Le volontourisme : une action contre-productive ?
Concernant les séjours de volontourisme dans des écoles, des orphelinats ou des centres pour enfants, « les conséquences pour le développement personnel des enfants sont terribles. Ils s’attachent à ces volontaires qui ne restent rarement plus de quelques jours » déplore Chloé Sanguinetti. Des troubles émotionnels qui ne facilitent pas l’apprentissage des enfants, d’autant plus lorsque ces volontouristes s’improvisent professeurs. « La plupart du temps, il n’y a aucun suivi pédagogique de ces programmes, il y a donc de fortes chances que les volontaires enseignent la même chose que leurs prédécesseurs », s’indigne Chloé. Cette main-d’œuvre étrangère, gratuite mais non qualifiée, serait donc largement inefficace voire contre-productive, puisqu’elle masque un réel manque de professeurs dans de nombreuses zones rurales de ce pays, et, dans certains cas, elle représente un frein à la formation de professeurs cambodgiens.

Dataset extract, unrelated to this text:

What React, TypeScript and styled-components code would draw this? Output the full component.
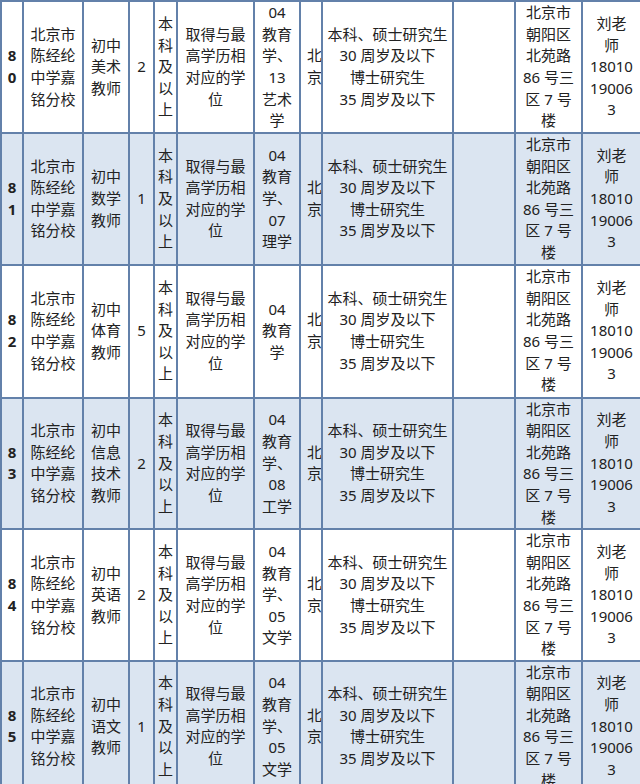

Des conséquences pernicieuses pour le développement local dont Corentin Folhen, photo-journaliste, a aussi été témoin lorsqu’il a couvert la situation humanitaire en Haïti, suite au tremblement de terre en 2010. « J’ai notamment suivi des groupes d’américains qui se rendaient dans des écoles, où ils interrompaient le cours pour distribuer des bonbons, des stylos, pour faire des câlins aux enfants et se prendre en photo. Puis, ils distribuaient la plupart du temps des produits américains, laissant de côté l’économie et le marché local. » Une attitude qui a immanquablement fini par « dégrader les relations entre les haïtiens et les étrangers », comme l’a remarqué Corentin. À l’inverse du volontariat humanitaire encadré par de véritables ONG, les organismes de volontourisme auraient un effet négatif sur les populations qu’elles prétendent soutenir, décrédibilisant au passage l’action humanitaire dans sa globalité.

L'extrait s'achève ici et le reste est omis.